IGC Streamlines AFRTS Network to Use Fewer Teleports, Terrestrial Lines The American Forces Radio and Television Service (AFRTS) had its beginnings in a single studio in Hollywood shortly after the United States entered World War II, using borrowed shortwave transmitters to broadcast radio programs. Today, the service AFRTS uses nine satellites and eight data entry points to carry television and stereo audio services to over 1,000 outlets in more than 175 countries and U.S. territories and to U.S. Navy ships. Intelsat General was awarded the contract in April 2011 to operate the terrestrial and space network supporting AFRTS.
Over the past year, IGC engineers have streamlined the network, established a central monitoring capability and installed new equipment at teleports to optimize delivery of radio and television programming to U.S. troops and embassies around the world – all without any interruption in service. Phil Hulcher, IGC Senior Program Manager, said the AFRTS team began the project by doing a full evaluation and analysis of how the existing network provided services to each of the 1,000+ outlets receiving programming. The engineers compared that blueprint with other available terrestrial pathways and determined that the number of teleports could be reduced and a number of terrestrial lines used to deliver programming could be eliminated.
Hulcher said another step was that IGC engineers conducted a top-to-bottom review of the monitoring and control (M&C) of the network. The project team determined that new equipment was needed at each teleport to enable remote monitoring and then established a consolidated M&C operations center at the Intelsat teleport in Ellenwood, GA. Each of eight teleports around the world is constantly monitored from this one location with out-of-tolerance alarms sent by color coded pictures on monitors and via email directly to IGC first responders. Video from each teleport is also sent by secure Internet so it can be viewed for quality control.
The engineers installed equipment that monitors whether video is actually on the signals coming down from the satellites, rather than just relying on the presence of a signal as proof that everything is working properly. If the video is lost on a particular channel, the new equipment automatically switches to a redundant receiver and the programming continues to stream without interruption to the global audience. Hulcher said the entire network uses 379 MHz of satellite bandwidth.

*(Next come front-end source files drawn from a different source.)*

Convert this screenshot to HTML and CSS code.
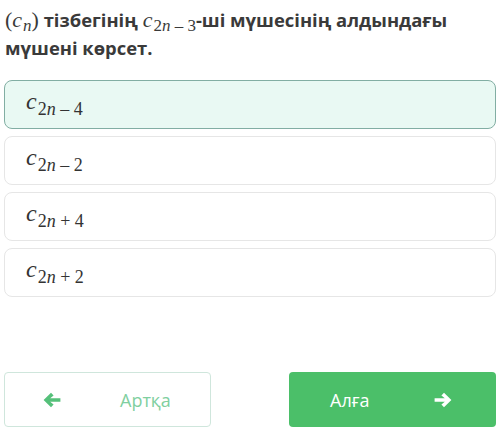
FILE: index.html
```html
<!DOCTYPE html>
<html>
<head>
<meta charset="utf-8">
<link rel="stylesheet" href="styles.css">
</head>
<body>
<div class="page">
  <h1 class="question"><span class="math">(<i>c</i><sub><i>n</i></sub>)</span> тізбегінің <span class="math"><i>c</i><sub>2<i>n</i> – 3</sub></span>-ші мүшесінің алдындағы мүшені көрсет.</h1>
  <div class="options">
    <div class="option selected"><span class="math big"><i>c</i><sub>2<i>n</i> – 4</sub></span></div>
    <div class="option"><span class="math big"><i>c</i><sub>2<i>n</i> – 2</sub></span></div>
    <div class="option"><span class="math big"><i>c</i><sub>2<i>n</i> + 4</sub></span></div>
    <div class="option"><span class="math big"><i>c</i><sub>2<i>n</i> + 2</sub></span></div>
  </div>
  <div class="nav">
    <button class="btn back">
      <svg class="arrow" viewBox="0 0 18 16" width="18" height="16"><path fill="currentColor" d="M0.6 8 L8 0.8 L10.6 3.4 L7.2 6.2 L17.4 6.2 L17.4 9.8 L7.2 9.8 L10.6 12.6 L8 15.2 Z"/></svg>
      <span class="label">Артқа</span>
    </button>
    <button class="btn next">
      <span class="label">Алға</span>
      <svg class="arrow" viewBox="0 0 18 16" width="18" height="16"><path fill="currentColor" d="M17.4 8 L10 0.8 L7.4 3.4 L10.8 6.2 L0.6 6.2 L0.6 9.8 L10.8 9.8 L7.4 12.6 L10 15.2 Z"/></svg>
    </button>
  </div>
</div>
</body>
</html>
```
FILE: styles.css
```css
* { box-sizing: border-box; }
html, body { margin: 0; padding: 0; background: #fff; }
body { font-family: "Open Sans", "Noto Sans", sans-serif; color: #333; }
.page { width: 500px; height: 439px; padding: 0 4px; display: flex; flex-direction: column; }
.question {
  margin: 0;
  padding: 6px 1px 0;
  font-size: 18.4px;
  font-weight: 700;
  line-height: 27px;
  color: #3a3a3a;
}
.math { font-family: "Liberation Serif", "DejaVu Serif", serif; font-weight: 400; font-size: 22px; }
.math i { font-style: italic; }
.math sub { font-size: 17px; vertical-align: -4px; line-height: 1; margin-left: 1px; }
.options { margin-top: 19px; display: flex; flex-direction: column; gap: 7px; }
.option {
  height: 49px;
  border: 1px solid #e6e6e6;
  border-radius: 8px;
  background: #fff;
  padding: 0 0 0 21px;
  display: flex;
  align-items: center;
  color: #333;
}
.option.selected { background: #e9f9f3; border-color: #82aea3; }
.math.big { font-size: 24px; position: relative; top: -2px; }
.math.big sub { font-size: 18px; vertical-align: -6px; }
.nav { margin-top: auto; margin-bottom: 12px; display: flex; justify-content: space-between; }
.btn {
  width: 207px;
  height: 55px;
  border-radius: 4px;
  font-family: "Open Sans", sans-serif;
  font-size: 18px;
  display: flex;
  align-items: center;
  text-align: left;
  cursor: pointer;
}
.btn.back { background: #fff; border: 1px solid #cfe6dc; color: #7fcfa0; padding: 0 0 0 38px; }
.btn.back .arrow { color: #55c07a; }
.btn.back .label { margin-left: 59px; }
.btn.next { background: #4bbf69; border: none; color: #fff; padding: 0 0 0 41px; }
.btn.next .label { width: 104px; }
.btn.next .arrow { color: #fff; }
```
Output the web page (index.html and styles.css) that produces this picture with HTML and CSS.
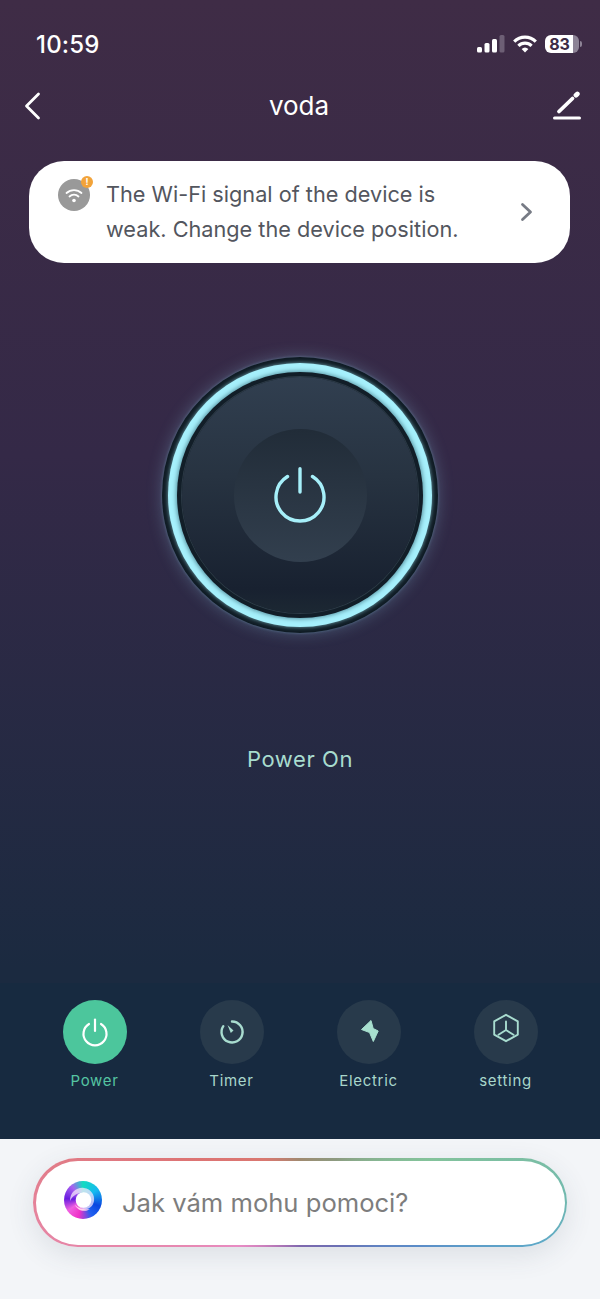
FILE: index.html
```html
<!DOCTYPE html>
<html lang="en">
<head>
<meta charset="utf-8">
<title>voda</title>
<link rel="stylesheet" href="styles.css">
</head>
<body>
<div class="app">
  <main class="device">
    <div class="status">
      <span class="time">10:59</span>
      <div class="status-icons">
        <svg class="signal" width="28" height="18" viewBox="0 0 28 18"><rect x="0" y="12" width="5" height="5.500" rx="1.500" fill="#fff"/><rect x="7.500" y="8" width="5" height="9.500" rx="1.500" fill="#fff"/><rect x="15" y="4" width="5" height="13.500" rx="1.500" fill="#fff"/><rect x="22.500" y="0" width="5" height="17.500" rx="1.500" fill="#6d5f75"/></svg>
        <svg class="wifi" width="24" height="18" viewBox="0 0 24 18" fill="none" stroke="#fff" stroke-width="3.200"><path d="M1.200 6.600a15.500 15.500 0 0 1 21.600 0"/><path d="M5.400 10.800a9.500 9.500 0 0 1 13.200 0"/><path d="M8.600 14a5 5 0 0 1 6.800 0L12 17.600z" fill="#fff" stroke="none"/></svg>
        <div class="battery"><div class="battery-body"><span class="battery-text">83</span></div><span class="battery-cap"></span></div>
      </div>
    </div>
    <header class="nav">
      <svg width="20" height="28" viewBox="0 0 20 28" fill="none" stroke="#fff" stroke-width="2.800" stroke-linecap="round" stroke-linejoin="round"><path d="M15.500 2 3.500 14l12 12"/></svg>
      <h1 class="title">voda</h1>
      <svg width="30" height="30" viewBox="0 0 30 30" fill="none" stroke-linecap="round"><path d="M2.500 27h25" stroke="#fff" stroke-width="3"/><path d="M7 20.500 20.500 7.500" stroke="#fff" stroke-width="3.800"/><path d="M24 4.200l1.300-1.200" stroke="#fff" stroke-width="4.800"/></svg>
    </header>
    <section class="notice">
      <div class="notice-icon">
        <svg width="32" height="32" viewBox="0 0 32 32" fill="none" stroke="#fff" stroke-linecap="round"><circle cx="16" cy="16" r="16" fill="#999" stroke="none"/><path d="M8.500 14a11 11 0 0 1 15 0" stroke-width="1.800"/><path d="M11.500 17.500a6.500 6.500 0 0 1 9 0" stroke-width="1.800"/><circle cx="16" cy="21.500" r="1.800" fill="#fff" stroke="none"/></svg>
        <span class="notice-badge">!</span>
      </div>
      <p class="notice-text">The Wi-Fi signal of the device is weak. Change the device position.</p>
      <svg class="notice-arrow" width="14" height="20" viewBox="0 0 14 20" fill="none" stroke="#777b85" stroke-width="2.800" stroke-linecap="round" stroke-linejoin="round"><path d="M2.500 2.500 10.500 10l-8 7.500"/></svg>
    </section>
    <div class="knob-wrap">
      <div class="knob">
        <div class="knob-ring">
          <div class="knob-gap">
            <div class="knob-disc">
              <div class="knob-core">
                <svg width="54" height="56" viewBox="0 0 54 56" fill="none" stroke="#a6eff9" stroke-width="3.400" stroke-linecap="round"><path d="M14.500 9.500a24 24 0 1 0 25 0"/><path d="M27 1.700V25"/></svg>
              </div>
            </div>
          </div>
        </div>
      </div>
    </div>
    <p class="state">Power On</p>
    <nav class="tabs">
      <div class="tab tab-active">
        <span class="tab-icon"><svg width="30" height="30" viewBox="0 0 30 30" fill="none" stroke="#fff" stroke-width="2.200" stroke-linecap="round"><path d="M9 7a11.500 11.500 0 1 0 12 0"/><path d="M15 2.500V14"/></svg></span>
        <span class="tab-label">Power</span>
      </div>
      <div class="tab">
        <span class="tab-icon"><svg width="30" height="30" viewBox="0 0 30 30" fill="none" stroke="#a8dccf" stroke-width="2.400" stroke-linecap="round"><path d="M15 4.500A10.500 10.500 0 1 1 6.300 9.200"/><path d="M10.500 8 16.500 13.500 13.800 16z" fill="#a8dccf" stroke="none"/></svg></span>
        <span class="tab-label">Timer</span>
      </div>
      <div class="tab">
        <span class="tab-icon"><svg width="30" height="30" viewBox="0 0 30 30"><path d="M17 3.500 7.500 12.500 15.500 15.500 19.300 24.500 24.200 14 19.200 11.500z" fill="#a8e0cf" stroke="#a8e0cf" stroke-width="1" stroke-linejoin="round"/></svg></span>
        <span class="tab-label">Electric</span>
      </div>
      <div class="tab">
        <span class="tab-icon"><svg class="icon-setting" width="30" height="30" viewBox="0 0 30 30" fill="none" stroke="#a8dccf" stroke-width="1.900" stroke-linejoin="round" stroke-linecap="round"><path d="M15 1.800 26.800 8.400v13.200L15 28.200 3.200 21.600V8.400z"/><path d="M15 8.500V17M15 17l-7.500 4.800M15 17l7.500 4.800"/></svg></span>
        <span class="tab-label">setting</span>
      </div>
    </nav>
  </main>
  <footer class="assistant">
    <div class="pill">
      <div class="pill-inner">
        <div class="logo">
          <svg width="38" height="38" viewBox="0 0 38 38">
            <path d="M6 20C6 11 13 6 20 7 27 8 31 14 30 20 29 26 24 29 19 28 14 27 12 23 13 19 15 25 23 25 25 19 26 14 21 11 16 12 11 13 8 16 6 20z" fill="#f6e6fb" opacity=".75"/>
            <circle cx="19.500" cy="19" r="7.800" fill="#fff"/>
            <path d="M11 24C13 29 20 32 26 28 21 29 15 28 11 24z" fill="#ffd0ee"/>
          </svg>
        </div>
        <span class="prompt">Jak vám mohu pomoci?</span>
      </div>
    </div>
  </footer>
</div>
</body>
</html>
```
FILE: styles.css
```css
* { box-sizing: border-box; }
html, body { margin: 0; padding: 0; }
body { width: 600px; height: 1299px; overflow: hidden; font-family: Inter, Roboto, "Liberation Sans", sans-serif; background: #f3f5f8; }
.app { display: flex; flex-direction: column; height: 1299px; }

.device { display: flex; flex-direction: column; height: 1139px; background: linear-gradient(180deg, #3f2c46 0%, #342947 40%, #1b2a40 85%, #1b2a40 100%); }

.status { display: flex; justify-content: space-between; align-items: center; height: 88px; padding: 0 18px 0 36px; }
.time { color: #fff; font-size: 24px; font-weight: 500; letter-spacing: .2px; }
.status-icons { display: flex; align-items: center; gap: 8px; }
.status-icons svg { display: block; }
.battery { display: flex; align-items: center; gap: 1px; }
.battery-body { width: 34px; height: 18px; border-radius: 6px; background: linear-gradient(90deg, #fff 83%, #8d8396 83%); display: flex; align-items: center; justify-content: center; padding-right: 5px; }
.battery-text { color: #3d2c46; font-size: 16px; font-weight: 700; line-height: 1; }
.battery-cap { width: 2px; height: 6px; border-radius: 0 2px 2px 0; background: #8d8396; }

.nav { display: flex; justify-content: space-between; align-items: center; height: 36px; padding: 0 18px 0 23px; }
.title { margin: 0 0 0 3px; color: #fff; font-size: 26px; font-weight: 400; line-height: 36px; }

.notice { display: flex; align-items: flex-start; margin: 37px 30px 0 29px; height: 102px; padding: 16px 36px 0 29px; background: #fff; border-radius: 35px; }
.notice-icon { position: relative; width: 32px; height: 32px; margin-top: 2px; flex: none; }
.notice-icon svg { display: block; }
.notice-badge { position: absolute; top: -3px; right: -3px; width: 12px; height: 12px; border-radius: 50%; background: #f2a33a; color: #fff; font-size: 9px; font-weight: 700; line-height: 12px; text-align: center; }
.notice-text { margin: 0 0 0 16px; width: 360px; color: #53565e; font-size: 21.700px; line-height: 35px; }
.notice-arrow { margin: 25px 0 0 auto; flex: none; }

.knob-wrap { display: flex; justify-content: center; margin-top: 94px; }
.knob { width: 276px; height: 276px; border-radius: 50%; display: flex; align-items: center; justify-content: center; background: #101c25; box-shadow: 0 0 16px rgba(150, 215, 240, .28), 0 0 3px rgba(150, 215, 240, .35); }
.knob-ring { width: 264px; height: 264px; border-radius: 50%; display: flex; align-items: center; justify-content: center; background: #a6f0fc; box-shadow: 0 0 4px rgba(160, 235, 250, .7); }
.knob-gap { width: 246px; height: 246px; border-radius: 50%; display: flex; align-items: center; justify-content: center; background: #121e28; box-shadow: 0 0 4px 1px rgba(70, 125, 140, .85); }
.knob-disc { width: 236px; height: 236px; border-radius: 50%; display: flex; align-items: center; justify-content: center; background: linear-gradient(180deg, #313f50 0%, #273341 42%, #182130 90%, #1c2833 100%); box-shadow: 0 0 0 1px #2c3a46; }
.knob-core { width: 133px; height: 133px; border-radius: 50%; display: flex; align-items: center; justify-content: center; background: linear-gradient(180deg, #212c38 0%, #323f4e 100%); }
.knob-core svg { display: block; }

.state { margin: 111px 0 0; text-align: center; color: #a8dccf; font-size: 22px; line-height: 30px; letter-spacing: .6px; }

.tabs { margin-top: auto; height: 156px; padding: 17px 26px 0; display: grid; grid-template-columns: repeat(4, 137px); align-content: start; background: #172a40; }
.tab { display: flex; flex-direction: column; align-items: center; }
.tab-icon { width: 64px; height: 64px; border-radius: 50%; display: flex; align-items: center; justify-content: center; background: #283a4b; }
.tab-label { margin-top: 6.500px; color: #a8d6cb; font-size: 15px; line-height: 20px; letter-spacing: .7px; }
.tab-active .tab-icon { background: #4cc69c; }
.tab-active .tab-label { color: #55c4a2; }
.icon-setting { margin-top: -9px; }

.assistant { flex: 1; padding: 19px 33px 0; background: #f3f5f8; }
.pill { height: 89px; padding: 2.500px; border-radius: 45px; background: conic-gradient(from 0deg at 50% 50%, #a08a70 0deg, #8d9a80 40deg, #84c39b 72deg, #70b8b0 90deg, #5ea8c8 100deg, #5b8cc8 110deg, #6a70b4 135deg, #7f68ae 180deg, #b878b8 210deg, #e88cc4 235deg, #e5839c 268deg, #dd7474 290deg, #d97870 320deg, #a08a70 360deg); box-shadow: 0 8px 28px rgba(60, 70, 90, .12); }
.pill-inner { display: flex; align-items: center; height: 84px; padding: 0 28.500px; border-radius: 42px; background: #fff; }
.logo { flex: none; width: 38px; height: 38px; margin-top: -5px; border-radius: 50%; background: conic-gradient(from 0deg at 50% 50%, #14dcc0 0deg, #15b8f0 55deg, #0a46e0 110deg, #2060f0 150deg, #f030c8 195deg, #f060e0 235deg, #6a1ce0 275deg, #a860f0 320deg, #14dcc0 360deg); }
.logo svg { display: block; }
.prompt { margin-left: 20px; color: #7d7d7d; font-size: 25.600px; }
```
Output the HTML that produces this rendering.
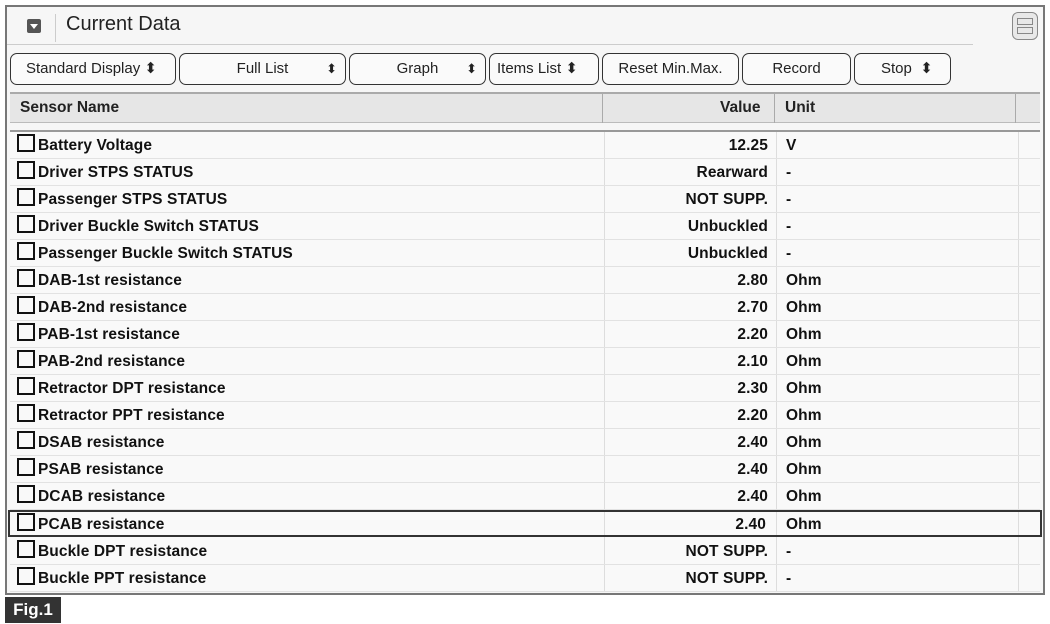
<!DOCTYPE html>
<html><head><meta charset="utf-8"><style>
*{margin:0;padding:0;box-sizing:border-box}
body{width:1050px;height:624px;background:#fff;position:relative;font-family:"Liberation Sans",sans-serif;overflow:hidden}
.frame{position:absolute;left:5px;top:5px;width:1040px;height:590px;border:2px solid #777;background:#f6f6f6}
.abs{position:absolute}
.btn{position:absolute;top:53px;height:32px;border:1.5px solid #333;border-radius:7px;background:#fafafa;font-size:15px;color:#222;line-height:29px}
.btn .t{position:absolute;left:0;right:0;text-align:center}
.arr{position:absolute;top:0;font-size:13px}
.row{position:absolute;left:10px;width:1030px;height:27px;border-bottom:1px solid #e2e2e2;font-weight:bold;font-size:15.5px;color:#111;line-height:28px;letter-spacing:0.1px}
.row .n{position:absolute;left:7px}
.row .n:before{content:"";display:inline-block;width:14px;height:14px;border:2px solid #111;margin-right:3px;vertical-align:-2px}
.row .v{position:absolute;right:272px;text-align:right}
.row .u{position:absolute;left:776px}
.vl{position:absolute;width:1px;background:#ddd}
.hd{position:absolute;top:99px;font-weight:bold;font-size:15.5px;color:#222}
</style></head><body>
<div class="frame"></div>
<div class="abs" style="left:27px;top:19px;width:14px;height:14px;background:#555;border-radius:2px"></div>
<div class="abs" style="left:30px;top:24px;width:0;height:0;border-left:4px solid transparent;border-right:4px solid transparent;border-top:5px solid #fff"></div>
<div class="abs" style="left:55px;top:14px;width:1px;height:28px;background:#ccc"></div>
<div class="abs" style="left:66px;top:13px;font-size:20px;color:#222">Current Data</div>
<div class="abs" style="left:7px;top:44px;width:966px;height:1px;background:#ccc"></div>
<div class="abs" style="left:1012px;top:12px;width:26px;height:28px;border:1.5px solid #888;border-radius:6px;background:#e8e8e8"></div>
<div class="abs" style="left:1017px;top:18px;width:16px;height:7px;border:1px solid #888"></div>
<div class="abs" style="left:1017px;top:27px;width:16px;height:7px;border:1px solid #888"></div>

<div class="btn" style="left:10px;width:166px"><span class="abs" style="left:15px">Standard Display ⬍</span></div>
<div class="btn" style="left:179px;width:167px"><span class="t">Full List</span><span class="arr" style="right:8px">⬍</span></div>
<div class="btn" style="left:349px;width:137px"><span class="t">Graph</span><span class="arr" style="right:8px">⬍</span></div>
<div class="btn" style="left:489px;width:110px"><span class="abs" style="left:7px">Items List ⬍</span></div>
<div class="btn" style="left:602px;width:137px"><span class="t">Reset Min.Max.</span></div>
<div class="btn" style="left:742px;width:109px"><span class="t">Record</span></div>
<div class="btn" style="left:854px;width:97px"><span class="abs" style="left:26px">Stop &nbsp;⬍</span></div>

<div class="abs" style="left:10px;top:92px;width:1030px;height:31px;background:#e6e6e6;border-top:2px solid #aaa;border-bottom:1px solid #bbb"></div>
<div class="hd" style="left:20px">Sensor Name</div>
<div class="hd" style="left:720px">Value</div>
<div class="hd" style="left:785px">Unit</div>
<div class="abs" style="left:602px;top:93px;width:1px;height:30px;background:#aaa"></div>
<div class="abs" style="left:774px;top:93px;width:1px;height:30px;background:#aaa"></div>
<div class="abs" style="left:1015px;top:93px;width:1px;height:30px;background:#aaa"></div>
<div class="abs" style="left:10px;top:130px;width:1030px;height:2px;background:#999"></div>
<div class="abs" style="left:10px;top:132px;width:1030px;height:460px;background:#f9f9f9"></div>
<div class="vl" style="left:604px;top:132px;height:460px"></div>
<div class="vl" style="left:776px;top:132px;height:460px"></div>
<div class="vl" style="left:1018px;top:132px;height:460px"></div>

<div class="row" style="top:132px"><span class="n">Battery Voltage</span><span class="v">12.25</span><span class="u">V</span></div>
<div class="row" style="top:159px"><span class="n">Driver STPS STATUS</span><span class="v">Rearward</span><span class="u">-</span></div>
<div class="row" style="top:186px"><span class="n">Passenger STPS STATUS</span><span class="v">NOT SUPP.</span><span class="u">-</span></div>
<div class="row" style="top:213px"><span class="n">Driver Buckle Switch STATUS</span><span class="v">Unbuckled</span><span class="u">-</span></div>
<div class="row" style="top:240px"><span class="n">Passenger Buckle Switch STATUS</span><span class="v">Unbuckled</span><span class="u">-</span></div>
<div class="row" style="top:267px"><span class="n">DAB-1st resistance</span><span class="v">2.80</span><span class="u">Ohm</span></div>
<div class="row" style="top:294px"><span class="n">DAB-2nd resistance</span><span class="v">2.70</span><span class="u">Ohm</span></div>
<div class="row" style="top:321px"><span class="n">PAB-1st resistance</span><span class="v">2.20</span><span class="u">Ohm</span></div>
<div class="row" style="top:348px"><span class="n">PAB-2nd resistance</span><span class="v">2.10</span><span class="u">Ohm</span></div>
<div class="row" style="top:375px"><span class="n">Retractor DPT resistance</span><span class="v">2.30</span><span class="u">Ohm</span></div>
<div class="row" style="top:402px"><span class="n">Retractor PPT resistance</span><span class="v">2.20</span><span class="u">Ohm</span></div>
<div class="row" style="top:429px"><span class="n">DSAB resistance</span><span class="v">2.40</span><span class="u">Ohm</span></div>
<div class="row" style="top:456px"><span class="n">PSAB resistance</span><span class="v">2.40</span><span class="u">Ohm</span></div>
<div class="row" style="top:483px"><span class="n">DCAB resistance</span><span class="v">2.40</span><span class="u">Ohm</span></div>
<div class="row" style="top:510px;border:2px solid #333;left:8px;width:1034px;line-height:25px"><span class="n" style="left:7px">PCAB resistance</span><span class="v" style="right:274px">2.40</span><span class="u" style="left:776px">Ohm</span></div>
<div class="row" style="top:538px"><span class="n">Buckle DPT resistance</span><span class="v">NOT SUPP.</span><span class="u">-</span></div>
<div class="row" style="top:565px"><span class="n">Buckle PPT resistance</span><span class="v">NOT SUPP.</span><span class="u">-</span></div>

<div class="abs" style="left:5px;top:597px;width:56px;height:26px;background:#333;color:#fff;font-weight:bold;font-size:17px;line-height:26px;text-align:center">Fig.1</div>
</body></html>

Of the nine satellites used to support AFRTS programming, four are operated by Intelsat and five by other companies. Similarly, three of the teleports used in providing the services are operated by other companies. As part of the contract, IGC built a new teleport at Fort Meade to support transmission of the Pentagon Channel, operated by the DoD, to U.S. troops. A final step in the upgrading process will come this summer, when Intelsat closes its teleport at Clarksburg, MD, and moves operations from there to the Mountainside teleport near Hagerstown, MD. This will reduce to seven the number of teleports needed for AFRTS service.